(To be done)
Omit all pictures. Copy the rest of the material exactly.

■ ■ ■

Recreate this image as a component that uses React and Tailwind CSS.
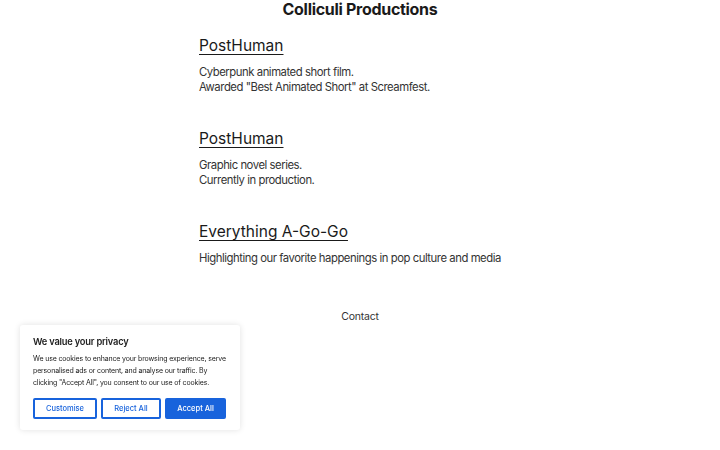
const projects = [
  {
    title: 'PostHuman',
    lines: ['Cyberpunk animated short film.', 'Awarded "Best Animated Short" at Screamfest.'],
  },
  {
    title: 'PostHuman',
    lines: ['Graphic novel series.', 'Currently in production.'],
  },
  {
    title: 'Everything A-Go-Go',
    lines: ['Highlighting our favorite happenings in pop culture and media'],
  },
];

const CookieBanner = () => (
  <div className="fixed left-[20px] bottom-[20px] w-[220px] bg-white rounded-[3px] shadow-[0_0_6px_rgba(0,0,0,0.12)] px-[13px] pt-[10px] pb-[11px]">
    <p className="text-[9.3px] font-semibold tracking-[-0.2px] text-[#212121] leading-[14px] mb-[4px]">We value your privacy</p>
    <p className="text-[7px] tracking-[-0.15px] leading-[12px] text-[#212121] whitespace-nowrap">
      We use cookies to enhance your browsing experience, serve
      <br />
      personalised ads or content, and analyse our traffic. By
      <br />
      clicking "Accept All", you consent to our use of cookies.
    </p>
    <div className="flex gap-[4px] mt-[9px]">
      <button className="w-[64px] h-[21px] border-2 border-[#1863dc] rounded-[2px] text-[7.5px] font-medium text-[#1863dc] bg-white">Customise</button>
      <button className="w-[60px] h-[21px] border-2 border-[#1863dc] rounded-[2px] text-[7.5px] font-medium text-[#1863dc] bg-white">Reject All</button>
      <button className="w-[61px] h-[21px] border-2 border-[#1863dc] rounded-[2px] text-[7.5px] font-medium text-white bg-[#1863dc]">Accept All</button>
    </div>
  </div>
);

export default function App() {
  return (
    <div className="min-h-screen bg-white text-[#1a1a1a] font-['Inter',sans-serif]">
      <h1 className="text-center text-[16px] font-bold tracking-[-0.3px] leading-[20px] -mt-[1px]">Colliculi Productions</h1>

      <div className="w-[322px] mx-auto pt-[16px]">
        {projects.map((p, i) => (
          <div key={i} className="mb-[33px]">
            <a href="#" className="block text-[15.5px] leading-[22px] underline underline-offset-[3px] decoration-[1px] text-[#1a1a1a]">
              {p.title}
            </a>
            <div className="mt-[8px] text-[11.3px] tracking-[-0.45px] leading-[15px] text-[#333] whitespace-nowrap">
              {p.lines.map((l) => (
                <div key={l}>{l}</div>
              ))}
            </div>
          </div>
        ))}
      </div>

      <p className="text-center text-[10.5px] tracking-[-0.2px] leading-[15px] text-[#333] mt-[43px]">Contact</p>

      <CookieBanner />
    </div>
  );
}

■ ■ ■

(Expected answer)
Recreate this image as a component that uses React and Tailwind CSS.
const projects = [
  {
    title: 'PostHuman',
    lines: ['Cyberpunk animated short film.', 'Awarded "Best Animated Short" at Screamfest.'],
  },
  {
    title: 'PostHuman',
    lines: ['Graphic novel series.', 'Currently in production.'],
  },
  {
    title: 'Everything A-Go-Go',
    lines: ['Highlighting our favorite happenings in pop culture and media'],
  },
];

const CookieBanner = () => (
  <div className="fixed left-[20px] bottom-[20px] w-[220px] bg-white rounded-[3px] shadow-[0_0_6px_rgba(0,0,0,0.12)] px-[13px] pt-[10px] pb-[11px]">
    <p className="text-[9.3px] font-semibold tracking-[-0.2px] text-[#212121] leading-[14px] mb-[4px]">We value your privacy</p>
    <p className="text-[7px] tracking-[-0.15px] leading-[12px] text-[#212121] whitespace-nowrap">
      We use cookies to enhance your browsing experience, serve
      <br />
      personalised ads or content, and analyse our traffic. By
      <br />
      clicking "Accept All", you consent to our use of cookies.
    </p>
    <div className="flex gap-[4px] mt-[9px]">
      <button className="w-[64px] h-[21px] border-2 border-[#1863dc] rounded-[2px] text-[7.5px] font-medium text-[#1863dc] bg-white">Customise</button>
      <button className="w-[60px] h-[21px] border-2 border-[#1863dc] rounded-[2px] text-[7.5px] font-medium text-[#1863dc] bg-white">Reject All</button>
      <button className="w-[61px] h-[21px] border-2 border-[#1863dc] rounded-[2px] text-[7.5px] font-medium text-white bg-[#1863dc]">Accept All</button>
    </div>
  </div>
);

export default function App() {
  return (
    <div className="min-h-screen bg-white text-[#1a1a1a] font-['Inter',sans-serif]">
      <h1 className="text-center text-[16px] font-bold tracking-[-0.3px] leading-[20px] -mt-[1px]">Colliculi Productions</h1>

      <div className="w-[322px] mx-auto pt-[16px]">
        {projects.map((p, i) => (
          <div key={i} className="mb-[33px]">
            <a href="#" className="block text-[15.5px] leading-[22px] underline underline-offset-[3px] decoration-[1px] text-[#1a1a1a]">
              {p.title}
            </a>
            <div className="mt-[8px] text-[11.3px] tracking-[-0.45px] leading-[15px] text-[#333] whitespace-nowrap">
              {p.lines.map((l) => (
                <div key={l}>{l}</div>
              ))}
            </div>
          </div>
        ))}
      </div>

      <p className="text-center text-[10.5px] tracking-[-0.2px] leading-[15px] text-[#333] mt-[43px]">Contact</p>

      <CookieBanner />
    </div>
  );
}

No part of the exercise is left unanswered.